_Required task_.
Extract every line below that contains the word "this".

_Rows_.
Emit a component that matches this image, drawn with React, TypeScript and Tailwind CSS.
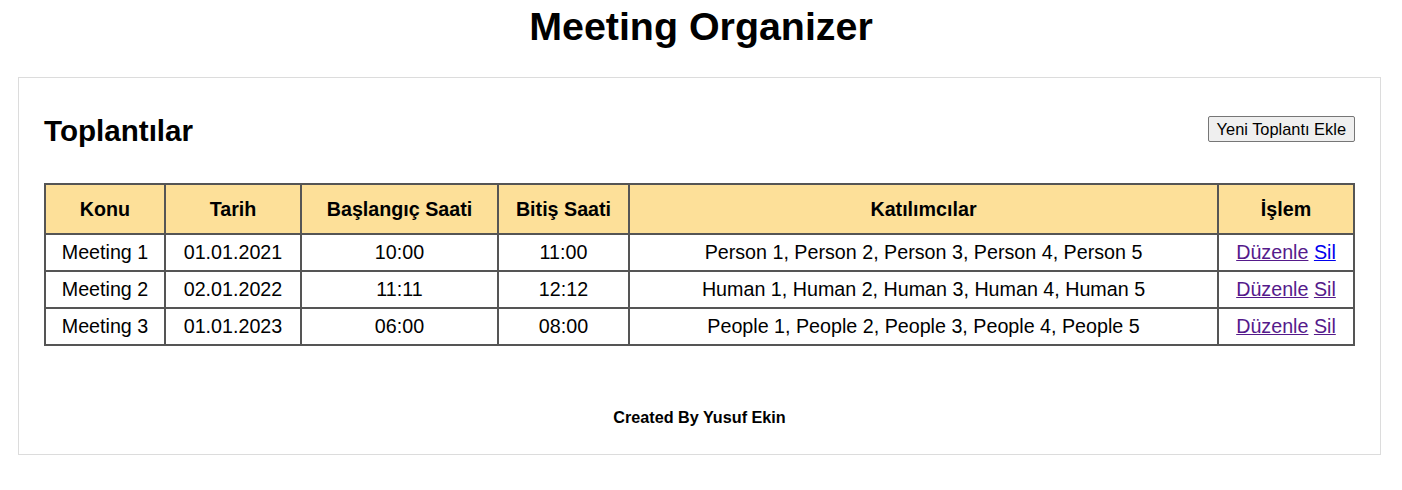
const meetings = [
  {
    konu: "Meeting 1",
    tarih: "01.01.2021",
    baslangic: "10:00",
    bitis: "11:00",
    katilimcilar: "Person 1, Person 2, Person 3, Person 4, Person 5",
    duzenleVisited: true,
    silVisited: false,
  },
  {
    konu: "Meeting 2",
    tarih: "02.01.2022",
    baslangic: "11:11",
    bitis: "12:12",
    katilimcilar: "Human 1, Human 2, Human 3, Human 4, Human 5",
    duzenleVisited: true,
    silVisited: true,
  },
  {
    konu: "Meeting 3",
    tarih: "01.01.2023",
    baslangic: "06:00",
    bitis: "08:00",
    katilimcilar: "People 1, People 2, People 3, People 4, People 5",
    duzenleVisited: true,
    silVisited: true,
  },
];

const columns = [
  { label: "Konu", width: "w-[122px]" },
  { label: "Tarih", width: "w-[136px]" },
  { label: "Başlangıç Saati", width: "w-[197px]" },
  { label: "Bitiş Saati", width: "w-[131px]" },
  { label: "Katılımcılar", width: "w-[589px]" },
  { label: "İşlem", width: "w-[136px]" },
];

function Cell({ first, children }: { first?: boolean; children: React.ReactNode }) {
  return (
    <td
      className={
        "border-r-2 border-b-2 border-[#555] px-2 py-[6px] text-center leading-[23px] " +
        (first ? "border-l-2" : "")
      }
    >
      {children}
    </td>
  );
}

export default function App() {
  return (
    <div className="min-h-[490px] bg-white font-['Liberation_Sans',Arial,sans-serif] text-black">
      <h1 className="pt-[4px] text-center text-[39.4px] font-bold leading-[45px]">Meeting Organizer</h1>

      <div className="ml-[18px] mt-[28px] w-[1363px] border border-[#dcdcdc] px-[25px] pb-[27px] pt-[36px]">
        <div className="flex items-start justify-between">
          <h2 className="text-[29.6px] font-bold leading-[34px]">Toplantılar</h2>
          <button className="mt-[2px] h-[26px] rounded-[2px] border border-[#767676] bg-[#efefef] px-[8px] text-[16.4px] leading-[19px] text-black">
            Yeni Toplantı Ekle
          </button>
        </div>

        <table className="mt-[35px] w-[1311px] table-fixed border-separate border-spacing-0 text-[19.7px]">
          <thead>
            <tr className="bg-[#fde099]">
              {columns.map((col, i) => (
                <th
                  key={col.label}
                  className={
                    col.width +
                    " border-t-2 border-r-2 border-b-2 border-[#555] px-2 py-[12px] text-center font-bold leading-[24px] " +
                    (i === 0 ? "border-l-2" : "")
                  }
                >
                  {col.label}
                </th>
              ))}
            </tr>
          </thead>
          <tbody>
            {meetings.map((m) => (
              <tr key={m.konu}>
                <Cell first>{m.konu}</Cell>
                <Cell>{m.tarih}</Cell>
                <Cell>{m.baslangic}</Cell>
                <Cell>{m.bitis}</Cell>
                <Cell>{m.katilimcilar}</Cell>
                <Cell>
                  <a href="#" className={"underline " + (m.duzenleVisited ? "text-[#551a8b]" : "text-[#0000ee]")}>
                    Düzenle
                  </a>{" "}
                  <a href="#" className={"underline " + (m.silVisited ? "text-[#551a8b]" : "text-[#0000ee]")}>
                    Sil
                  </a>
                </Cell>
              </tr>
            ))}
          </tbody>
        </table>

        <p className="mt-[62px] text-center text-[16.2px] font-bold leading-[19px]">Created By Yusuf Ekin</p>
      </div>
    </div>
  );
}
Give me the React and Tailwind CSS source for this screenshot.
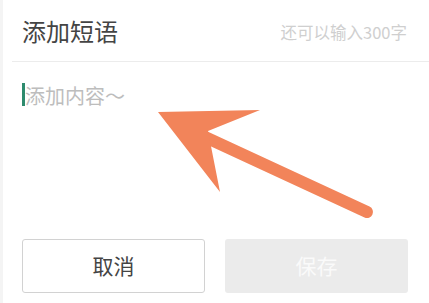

_Exercise solution_.
Emit a component that matches this image, drawn with React, TypeScript and Tailwind CSS.
Give me the React and Tailwind CSS source for this screenshot.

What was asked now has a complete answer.